Pages as source code:

——————

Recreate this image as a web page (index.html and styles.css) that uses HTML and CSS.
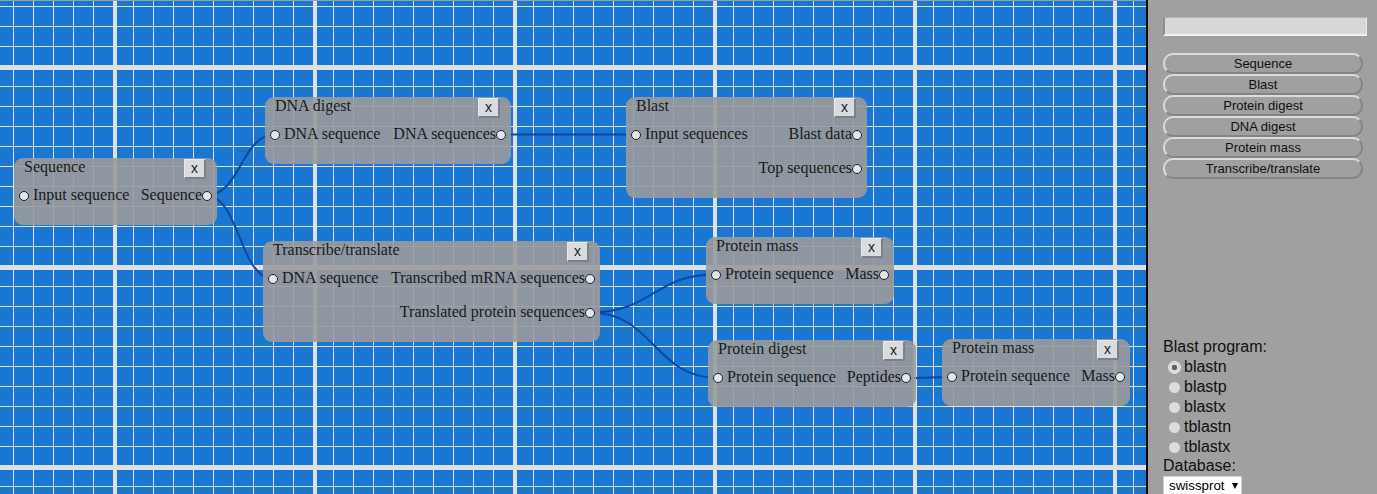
FILE: index.html
```html
<!DOCTYPE html>
<html>
<head>
<meta charset="utf-8">
<title>Workflow editor</title>
<link rel="stylesheet" href="styles.css">
</head>
<body>
<div class="app">
  <main class="canvas">
    <svg class="wires" width="1146" height="494" viewBox="0 0 1146 494">
      <path d="M206 195.5 C241 195.5, 240.5 134.5, 275.5 134.5"/>
      <path d="M206 195.5 C239.5 195.5, 239.5 278.5, 273 278.5"/>
      <path d="M501 134.5 L636 134.5"/>
      <path d="M590 312.5 C653 312.5, 653 274.5, 716 274.5"/>
      <path d="M590 312.5 C654 312.5, 654 378, 718 378"/>
      <path d="M906 378 C929 378, 929 377, 952 377"/>
    </svg>

    <div class="node" style="left:14px;top:158px;width:203px">
      <div class="node-head"><span class="node-title">Sequence</span><button class="node-close">x</button></div>
      <div class="port-row"><span class="port"><i class="dot"></i> Input sequence</span><span class="port">Sequence<i class="dot"></i></span></div>
    </div>

    <div class="node" style="left:265px;top:97px;width:246px">
      <div class="node-head"><span class="node-title">DNA digest</span><button class="node-close">x</button></div>
      <div class="port-row"><span class="port"><i class="dot"></i> DNA sequence</span><span class="port">DNA sequences<i class="dot"></i></span></div>
    </div>

    <div class="node" style="left:626px;top:97px;width:241px">
      <div class="node-head"><span class="node-title">Blast</span><button class="node-close">x</button></div>
      <div class="port-row"><span class="port"><i class="dot"></i> Input sequences</span><span class="port">Blast data<i class="dot"></i></span></div>
      <div class="port-row"><span class="port out-only">Top sequences<i class="dot"></i></span></div>
    </div>

    <div class="node" style="left:263px;top:241px;width:337px">
      <div class="node-head"><span class="node-title">Transcribe/translate</span><button class="node-close">x</button></div>
      <div class="port-row"><span class="port"><i class="dot"></i> DNA sequence</span><span class="port">Transcribed mRNA sequences<i class="dot"></i></span></div>
      <div class="port-row"><span class="port out-only">Translated protein sequences<i class="dot"></i></span></div>
    </div>

    <div class="node" style="left:706px;top:237px;width:188px">
      <div class="node-head"><span class="node-title">Protein mass</span><button class="node-close">x</button></div>
      <div class="port-row"><span class="port"><i class="dot"></i> Protein sequence</span><span class="port">Mass<i class="dot"></i></span></div>
    </div>

    <div class="node" style="left:708px;top:340px;width:208px">
      <div class="node-head"><span class="node-title">Protein digest</span><button class="node-close">x</button></div>
      <div class="port-row"><span class="port"><i class="dot"></i> Protein sequence</span><span class="port">Peptides<i class="dot"></i></span></div>
    </div>

    <div class="node" style="left:942px;top:339px;width:188px">
      <div class="node-head"><span class="node-title">Protein mass</span><button class="node-close">x</button></div>
      <div class="port-row"><span class="port"><i class="dot"></i> Protein sequence</span><span class="port">Mass<i class="dot"></i></span></div>
    </div>
  </main>

  <aside class="sidebar">
    <input class="search" type="text">
    <div class="tool-list">
      <button class="tool-btn">Sequence</button>
      <button class="tool-btn">Blast</button>
      <button class="tool-btn">Protein digest</button>
      <button class="tool-btn">DNA digest</button>
      <button class="tool-btn">Protein mass</button>
      <button class="tool-btn">Transcribe/translate</button>
    </div>
    <div class="blast-opts">
      <div class="opt-label">Blast program:</div>
      <label class="radio-row first-row"><input type="radio" name="prog" checked>blastn</label>
      <label class="radio-row"><input type="radio" name="prog">blastp</label>
      <label class="radio-row"><input type="radio" name="prog">blastx</label>
      <label class="radio-row"><input type="radio" name="prog">tblastn</label>
      <label class="radio-row"><input type="radio" name="prog">tblastx</label>
      <div class="opt-label">Database:</div>
      <div class="select">swissprot<span class="caret"></span></div>
    </div>
  </aside>
</div>
</body>
</html>
```
FILE: styles.css
```css
html, body {
  margin: 0;
  padding: 0;
  height: 100%;
  overflow: hidden;
}
body {
  background: #a0a0a0;
}
.app {
  display: flex;
  width: 1377px;
  height: 494px;
}
.canvas {
  position: relative;
  width: 1146px;
  height: 494px;
  flex: none;
  background-color: #1976d2;
  background-image:
    linear-gradient(#9e9e9e, #9e9e9e),
    linear-gradient(to right, #e0e0e0 4px, transparent 4px),
    linear-gradient(to bottom, #e0e0e0 5px, transparent 5px),
    linear-gradient(to right, #e0e0e0 1px, transparent 1px),
    linear-gradient(to bottom, #e0e0e0 1px, transparent 1px);
  background-size:
    100% 1px,
    200px 200px,
    200px 200px,
    20px 20px,
    20px 20px;
  background-position:
    0 0,
    113px 0,
    0 65px,
    13px 0,
    0 6px;
  background-repeat: no-repeat, repeat, repeat, repeat, repeat;
}
.wires {
  position: absolute;
  left: 0;
  top: 0;
}
.wires path {
  fill: none;
  stroke: #0d47a1;
  stroke-width: 2;
}
.node {
  position: absolute;
  box-sizing: border-box;
  padding: 0 5px 12px;
  background: rgba(155, 155, 155, 0.9);
  border-radius: 9px;
  font: 16px "Liberation Serif", "Times New Roman", serif;
  color: #1a1a1a;
}
.node-head {
  display: flex;
  justify-content: space-between;
  align-items: flex-start;
  height: 21px;
  padding-left: 5px;
}
.node-title {
  line-height: normal;
  white-space: nowrap;
}
.node-close {
  margin: 1px 6px 0 0;
  width: 22px;
  height: 20px;
  box-sizing: border-box;
  padding: 0 0 2px;
  border: 0;
  border-top: 1px solid #e8ebee;
  border-left: 1px solid #e8ebee;
  border-right: 2px solid #7c8188;
  border-bottom: 2px solid #7c8188;
  background: #d8dcdf;
  font: 14px "Liberation Sans", Arial, sans-serif;
  color: #222;
  line-height: 16px;
}
.port-row {
  display: flex;
  justify-content: space-between;
  height: 34px;
  box-sizing: border-box;
  padding-top: 7px;
  white-space: nowrap;
}
.port {
  line-height: normal;
}
.out-only {
  margin-left: auto;
}
.dot {
  display: inline-block;
  width: 8px;
  height: 8px;
  border: 1px solid #222;
  border-radius: 50%;
  background: #e3e6e9;
  vertical-align: middle;
}
.sidebar {
  flex: 1;
  box-sizing: border-box;
  border-left: 2px solid #000;
  background: #a0a0a0;
  padding-left: 15px;
  display: flex;
  flex-direction: column;
  align-items: flex-start;
  font-family: "Liberation Sans", Arial, sans-serif;
  color: #111;
  overflow: hidden;
}
.sidebar > * {
  flex-shrink: 0;
}
.search {
  margin: 17px 0 0;
  width: 204px;
  height: 19px;
  box-sizing: border-box;
  padding: 0;
  border: 0;
  border-top: 1px solid #b4b4b4;
  border-left: 2px solid #8e8e8e;
  border-right: 1px solid #ececec;
  border-bottom: 2px solid #f2f2f2;
  background: #d8d8d8;
}
.tool-list {
  margin-top: 17px;
  display: flex;
  flex-direction: column;
}
.tool-btn {
  flex-shrink: 0;
  width: 200px;
  height: 21px;
  box-sizing: border-box;
  padding: 0;
  border: 2px solid;
  border-color: #dcdcdc #848484 #848484 #dcdcdc;
  border-radius: 10px;
  background: #a0a0a0;
  font: 13px "Liberation Sans", Arial, sans-serif;
  color: #111;
  line-height: 15px;
}
.blast-opts {
  margin-top: 159px;
  display: flex;
  flex-direction: column;
  font-size: 16px;
}
.blast-opts > * {
  flex-shrink: 0;
}
.opt-label {
  line-height: 18px;
  height: 18px;
}
.radio-row {
  display: flex;
  align-items: center;
  height: 20px;
  line-height: 18px;
}
.first-row {
  margin-top: 1px;
}
.radio-row input {
  appearance: none;
  -webkit-appearance: none;
  width: 11px;
  height: 11px;
  margin: 0 4px 0 6px;
  border-radius: 50%;
  background: #dcdcdc;
}
.radio-row input:checked {
  background: radial-gradient(circle, #626262 0 2.5px, #dcdcdc 3px);
  box-shadow: 0 0 0 1px #ececec;
}
.select {
  margin-top: 1px;
  width: 79px;
  height: 19px;
  box-sizing: border-box;
  padding-left: 5px;
  background: #fff;
  border: 1px solid #d0d0d0;
  font-size: 13.33px;
  line-height: 17px;
  color: #000;
  display: flex;
  align-items: center;
}
.caret {
  margin-left: 7px;
  width: 0;
  height: 0;
  border-left: 3px solid transparent;
  border-right: 3px solid transparent;
  border-top: 6px solid #000;
}
```
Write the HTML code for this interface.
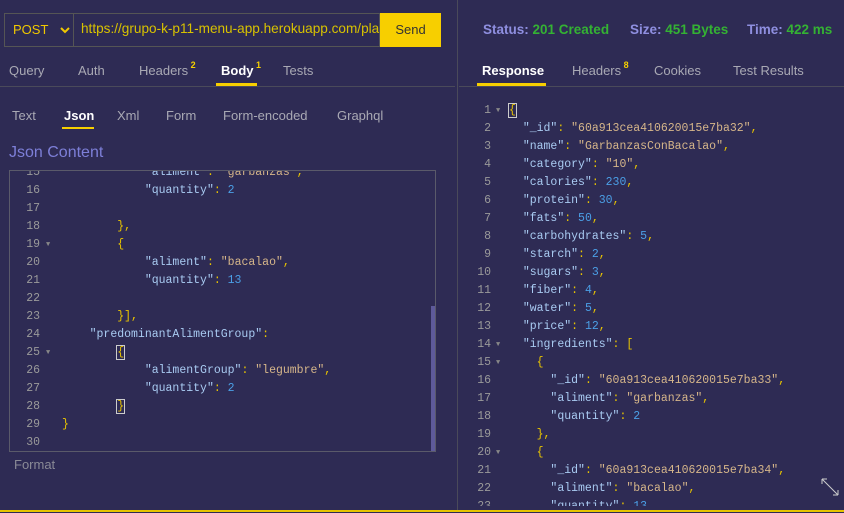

——————

=== EXERCISE INSTRUCTIONS ===
Scan the listing above. Collect all lines with the word "image".

=== EXPECTED ANSWER ===
Recreate this image as a web page (index.html and styles.css) that uses HTML and CSS.
  background-image:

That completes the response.